日本に野球人気が根付いている一因は、甲子園で活躍した高校生が、プロとして羽ばたいていくストーリーを追いかけられることにある。
侍ジャパンは、その魅力を際立たせる装置になる。高校生のころに日の丸を背負って戦っていた少年は、プロになってどんな輝きを放つのかと見ることができる。
たとえば今季、巨人で9勝を挙げてチームの勝ち頭となっている田口麗斗は高校時代、日本代表に名を連ねた(今季の成績は8月27日時点)。国を背負っての戦いは選手を成長させると同時に、見る側を白熱させる。ストーリーの中で主催者やメディアが的確にスポットライトを当てていくことで、選手もファンも育てていくのだ。
今回の高校日本代表対大学日本代表では、ブラスバンドや各種イベント、SNS活用を含め、主催者側の演出が昨年よりはるかに進化していることに驚いた。

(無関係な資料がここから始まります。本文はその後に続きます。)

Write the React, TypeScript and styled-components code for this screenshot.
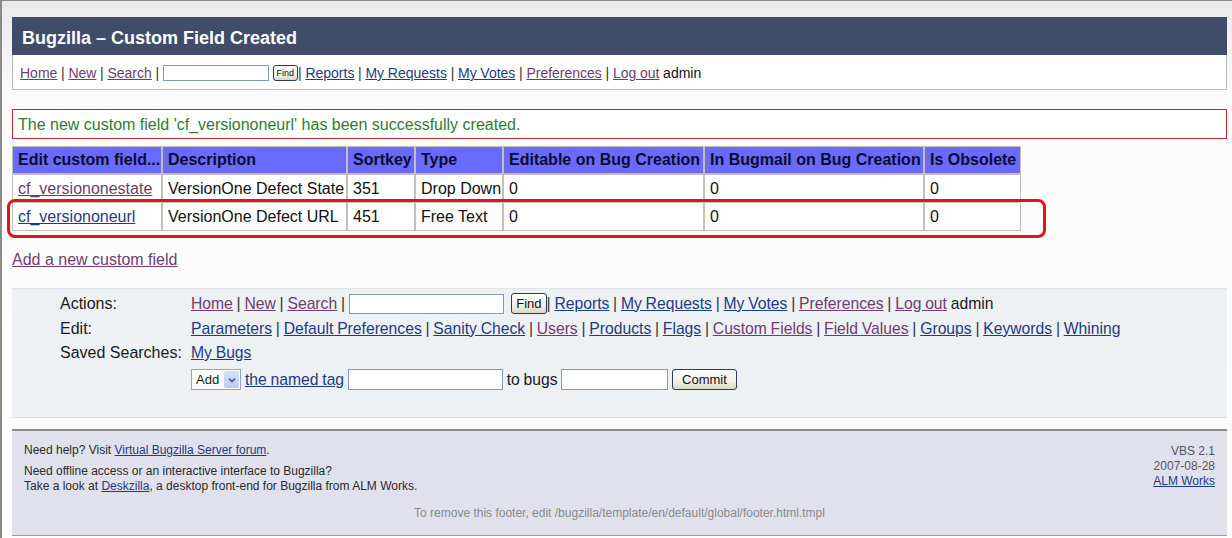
import React from "react";
import styled, { createGlobalStyle } from "styled-components";

const Global = createGlobalStyle`
  html, body { margin: 0; padding: 0; }
  body {
    font-family: "Liberation Sans", Arial, sans-serif;
    background: #fff;
    color: #111;
  }
`;

const Frame = styled.div`
  width: 1232px;
  height: 538px;
  box-sizing: border-box;
  border-left: 2px solid #8a8a86;
  border-top: 1px solid #8a8a86;
  padding: 16px 5px 0 10px;
  background: linear-gradient(#e9e9e9 0, #efefef 30px, #fbfbfb 90px, #fdfdfd 100%);
  overflow: hidden;
`;

const Header = styled.div`
  height: 38px;
  box-sizing: border-box;
  background: #3f4d6b;
  color: #fff;
  font-weight: bold;
  font-size: 18px;
  line-height: 38px;
  padding: 2px 0 0 10px;
`;

const NavBox = styled.div`
  height: 35px;
  box-sizing: border-box;
  border: 1px solid #bdbdbd;
  border-top: none;
  background: #fff;
  display: flex;
  align-items: center;
  padding: 2px 0 0 7px;
  font-size: 14px;
  white-space: pre;
  word-spacing: -0.2px;
`;

const Link = styled.a<{ $visited?: boolean }>`
  color: ${(p) => (p.$visited ? "#6e3d6e" : "#1f3a85")};
  text-decoration: underline;
  cursor: pointer;
`;

const Sep = styled.span`
  color: #333;
`;

const SmallInput = styled.span<{ $w: number; $h: number }>`
  display: inline-block;
  width: ${(p) => p.$w}px;
  height: ${(p) => p.$h}px;
  box-sizing: border-box;
  border: 1px solid #7f9db9;
  background: #fff;
  vertical-align: middle;
`;

const Btn = styled.span<{ $small?: boolean; $pad?: number }>`
  display: inline-flex;
  align-items: center;
  justify-content: center;
  box-sizing: border-box;
  height: ${(p) => (p.$small ? 16 : 21)}px;
  padding: 0 ${(p) => p.$pad ?? 3}px;
  font-size: ${(p) => (p.$small ? 9 : 13)}px;
  word-spacing: 0;
  border: 1px solid #2b3b5a;
  border-radius: 3px;
  background: linear-gradient(#ffffff, #f1efe6 60%, #dcd8c8);
  color: #111;
  vertical-align: middle;
`;

const Message = styled.div`
  margin-top: 19px;
  height: 30px;
  box-sizing: border-box;
  border: 1px solid #c8242e;
  color: #2e7d2e;
  font-size: 16px;
  line-height: 30px;
  padding-left: 5px;
  background: #fff;
`;

const TableWrap = styled.div`
  position: relative;
  margin-top: 7px;
  width: 1009px;
`;

const Table = styled.table`
  border-collapse: separate;
  border-spacing: 0;
  font-size: 16px;
  table-layout: fixed;
  width: 1009px;
  background: #fff;
`;

const Th = styled.th`
  background: #6a6aff;
  color: #0c0c30;
  font-weight: bold;
  text-align: left;
  height: 28px;
  box-sizing: border-box;
  padding: 0 0 0 5px;
  border: 1px solid #c4c0b6;
  white-space: nowrap;
  overflow: hidden;
`;

const Td = styled.td<{ $h: number }>`
  height: ${(p) => p.$h}px;
  box-sizing: border-box;
  padding: 1px 0 0 5px;
  border: 1px solid #c4c0b6;
  white-space: nowrap;
  color: #111;
`;

const Highlight = styled.div`
  position: absolute;
  left: -5px;
  top: 53px;
  width: 1039px;
  height: 39px;
  box-sizing: border-box;
  border: 3px solid #e0141a;
  border-radius: 8px;
  pointer-events: none;
`;

const AddLink = styled.div`
  margin-top: 20px;
  font-size: 16px;
  line-height: 18px;
`;

const Panel = styled.div`
  margin-top: 19px;
  background: #edf1f3;
  border-top: 1px solid #dfe4e7;
  border-bottom: 1px solid #d9dde0;
  padding: 2px 0 23px 48px;
  display: grid;
  grid-template-columns: 131px 1fr;
  font-size: 16px;
  color: #1a1a1a;
`;

const Label = styled.div<{ $h: number }>`
  height: ${(p) => p.$h}px;
  display: flex;
  align-items: center;
`;

const Row = styled.div<{ $h: number }>`
  height: ${(p) => p.$h}px;
  display: flex;
  align-items: center;
  white-space: pre;
  font-size: 15.7px;
  word-spacing: -0.6px;
`;

const Select = styled.span`
  display: inline-flex;
  align-items: center;
  box-sizing: border-box;
  width: 50px;
  height: 21px;
  border: 1px solid #8fa6c4;
  background: #fff;
  font-size: 13px;
  padding-left: 4px;
  justify-content: space-between;
  margin-right: 4px;
`;

const SelectArrow = styled.span`
  width: 15px;
  height: 17px;
  margin-right: 1px;
  background: linear-gradient(#d6e2fb, #b8ccf2);
  border-radius: 2px;
  display: flex;
  align-items: center;
  justify-content: center;
`;

const Footer = styled.div`
  margin-top: 11px;
  border-top: 2px solid #8c8c8c;
  border-bottom: 1px solid #9a9a9a;
  background: #e0e1ed;
  padding: 12px 12px 14px 12px;
  font-size: 12px;
  line-height: 15px;
  color: #2a2a2a;
`;

const FooterTop = styled.div`
  display: flex;
  justify-content: space-between;
`;

const FooterPara = styled.p<{ $gap?: number }>`
  margin: ${(p) => p.$gap ?? 0}px 0 0 0;
`;

const FooterRight = styled.div`
  text-align: right;
  color: #555;
  padding-top: 1px;
`;

const FooterNote = styled.div`
  margin-top: 12px;
  text-align: center;
  color: #8a8a8a;
`;

const FLink = styled.a`
  color: #1f3a85;
  text-decoration: underline;
`;

const rows = [
  { name: "cf_versiononestate", visited: true, desc: "VersionOne Defect State", sort: "351", type: "Drop Down", h: 28 },
  { name: "cf_versiononeurl", visited: false, desc: "VersionOne Defect URL", sort: "451", type: "Free Text", h: 29 },
];

const widths = [150, 185, 68, 88, 201, 220, 97];
const heads = [
  "Edit custom field...",
  "Description",
  "Sortkey",
  "Type",
  "Editable on Bug Creation",
  "In Bugmail on Bug Creation",
  "Is Obsolete",
];

export default function App() {
  return (
    <>
      <Global />
      <Frame>
        <Header>Bugzilla – Custom Field Created</Header>
        <NavBox>
          <Link $visited>Home</Link>
          <Sep> | </Sep>
          <Link $visited>New</Link>
          <Sep> | </Sep>
          <Link $visited>Search</Link>
          <Sep> | </Sep>
          <SmallInput $w={106} $h={16} />
          <Sep> </Sep>
          <Btn $small>Find</Btn>
          <Sep>| </Sep>
          <Link>Reports</Link>
          <Sep> | </Sep>
          <Link>My Requests</Link>
          <Sep> | </Sep>
          <Link>My Votes</Link>
          <Sep> | </Sep>
          <Link $visited>Preferences</Link>
          <Sep> | </Sep>
          <Link $visited>Log out</Link>
          <span> admin</span>
        </NavBox>

        <Message>The new custom field 'cf_versiononeurl' has been successfully created.</Message>

        <TableWrap>
          <Table>
            <colgroup>
              {widths.map((w, i) => (
                <col key={i} style={{ width: w }} />
              ))}
            </colgroup>
            <thead>
              <tr>
                {heads.map((h) => (
                  <Th key={h}>{h}</Th>
                ))}
              </tr>
            </thead>
            <tbody>
              {rows.map((r) => (
                <tr key={r.name}>
                  <Td $h={r.h}>
                    <Link $visited={r.visited}>{r.name}</Link>
                  </Td>
                  <Td $h={r.h}>{r.desc}</Td>
                  <Td $h={r.h}>{r.sort}</Td>
                  <Td $h={r.h}>{r.type}</Td>
                  <Td $h={r.h}>0</Td>
                  <Td $h={r.h}>0</Td>
                  <Td $h={r.h}>0</Td>
                </tr>
              ))}
            </tbody>
          </Table>
          <Highlight />
        </TableWrap>

        <AddLink>
          <Link $visited>Add a new custom field</Link>
        </AddLink>

        <Panel>
          <Label $h={25}>Actions:</Label>
          <Row $h={25}>
            <Link $visited>Home</Link>
            <Sep> | </Sep>
            <Link $visited>New</Link>
            <Sep> | </Sep>
            <Link $visited>Search</Link>
            <Sep> | </Sep>
            <SmallInput $w={155} $h={20} />
            <Sep>  </Sep>
            <Btn $pad={4}>Find</Btn>
            <Sep>| </Sep>
            <Link>Reports</Link>
            <Sep> | </Sep>
            <Link>My Requests</Link>
            <Sep> | </Sep>
            <Link>My Votes</Link>
            <Sep> | </Sep>
            <Link $visited>Preferences</Link>
            <Sep> | </Sep>
            <Link $visited>Log out</Link>
            <span> admin</span>
          </Row>

          <Label $h={25}>Edit:</Label>
          <Row $h={25}>
            <Link>Parameters</Link>
            <Sep> | </Sep>
            <Link>Default Preferences</Link>
            <Sep> | </Sep>
            <Link>Sanity Check</Link>
            <Sep> | </Sep>
            <Link $visited>Users</Link>
            <Sep> | </Sep>
            <Link>Products</Link>
            <Sep> | </Sep>
            <Link>Flags</Link>
            <Sep> | </Sep>
            <Link $visited>Custom Fields</Link>
            <Sep> | </Sep>
            <Link $visited>Field Values</Link>
            <Sep> | </Sep>
            <Link>Groups</Link>
            <Sep> | </Sep>
            <Link>Keywords</Link>
            <Sep> | </Sep>
            <Link>Whining</Link>
          </Row>

          <Label $h={24}>Saved Searches:</Label>
          <Row $h={24}>
            <Link>My Bugs</Link>
          </Row>

          <Label $h={29} />
          <Row $h={29}>
            <Select>
              Add
              <SelectArrow>
                <svg width="8" height="6" viewBox="0 0 8 6">
                  <path d="M1 1.5 L4 4.5 L7 1.5" stroke="#3a5a9a" strokeWidth="1.6" fill="none" />
                </svg>
              </SelectArrow>
            </Select>
            <Link>the named tag</Link>
            <Sep> </Sep>
            <SmallInput $w={155} $h={21} />
            <span> to bugs </span>
            <SmallInput $w={107} $h={21} />
            <Sep> </Sep>
            <Btn $pad={9}>Commit</Btn>
          </Row>
        </Panel>

        <Footer>
          <FooterTop>
            <div>
              <FooterPara>
                Need help? Visit <FLink>Virtual Bugzilla Server forum</FLink>.
              </FooterPara>
              <FooterPara $gap={6}>Need offline access or an interactive interface to Bugzilla?</FooterPara>
              <FooterPara>
                Take a look at <FLink>Deskzilla</FLink>, a desktop front-end for Bugzilla from ALM Works.
              </FooterPara>
            </div>
            <FooterRight>
              <div>VBS 2.1</div>
              <div>2007-08-28</div>
              <div>
                <FLink>ALM Works</FLink>
              </div>
            </FooterRight>
          </FooterTop>
          <FooterNote>
            To remove this footer, edit /bugzilla/template/en/default/global/footer.html.tmpl
          </FooterNote>
        </Footer>
      </Frame>
    </>
  );
}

ボールパーク化の進む日本において、侍ジャパンも興行主として魅力あるイベントに仕上げていた。
そこで、一つ提案がある。来年は高校日本代表を国際舞台に送り出す壮行試合で、プロと対戦させてはどうだろうか。ペナントレース佳境の1軍は難しいにしても、2軍なら可能だろう。現に、大学日本代表との対戦はすでに実現している。
日本高校野球連盟の反発も考えられるが、侍ジャパンという枠組みを使ってこの壁をクリアできれば、本当の意味での日本野球の一体化が一気に進むかもしれない。
何よりファンは、作新学院を優勝に導いた今井と昨年甲子園を湧かせたオコエ瑠偉(楽天)の対決や、高橋純平(ソフトバンク)の剛球を高校ナンバーワンスラッガーの九鬼隆平(秀岳館)が打ち返せるのか、見てみたいはずだ。
QVCマリンフィールドで侍ジャパンの魅力を再認識し、日本野球にもっと望みたくなった。筆者だけでなく、そんなファンが多いのではないだろうか。